A Defense of the N-Word in Christian Hip Hop
A Defense of the N-Word in Christian Hip Hop

For too long, Christian hip hop artists have avoided a number of difficult social issues in their music, but in his latest, Billboard-topping album, Christian rapper Sho Baraka asks hard questions about racism, sexism, and class stratification in America. His lyrics bring up another hard question: Is it OK for Christian artists to use the N-word?

Some listeners have been quick to dispute or at least question the language, saying Christian hip hop artists aren't supposed to use a word mainstream rappers have bleeped out on the radio. But this album by Sho Baraka, Talented Xth, shouldn't lose its Christian credibility because people are uncomfortable with the N-word. Instead, it should gain prestige for elevating a Christian artist to the level of some of the best conscious hip hop in music today. It's real talk, in real rap, by a real artist.

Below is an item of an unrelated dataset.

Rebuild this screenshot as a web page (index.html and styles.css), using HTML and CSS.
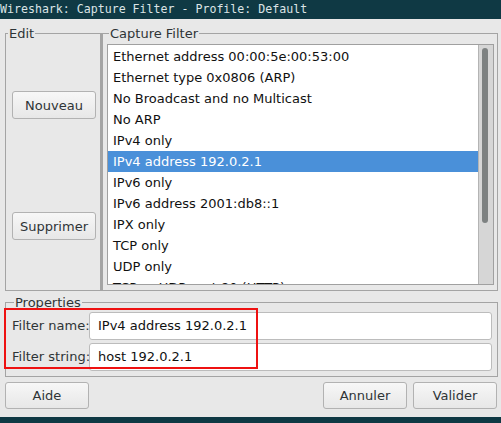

Talented Xth stands up to the work of big names in hip hop like Nas, Common, Lupe Fiasco, Kendrick Lamar, Talib Kweli, Tupac, and Mos Def. Sho Baraka represents a voice from the Christian community that calls the church to be prophetic, and his perspective can't be dismissed because he uses the N-word. While rapping the N-word in the refrain of one song gets Sho Baraka quoted in blog posts and featured on CNN, his message exists in a context that understands and uses this language: the African American community and hip hop community in general.

If you isolate the lyrics with the N-word and judge Sho Baraka's standing as a Christian artist based on that, you're bound to misunderstand his message. Each track on Talented Xth raises an issue that the church needs to address. Sho Baraka relies on the rich intellectual and social history of African Americans. ...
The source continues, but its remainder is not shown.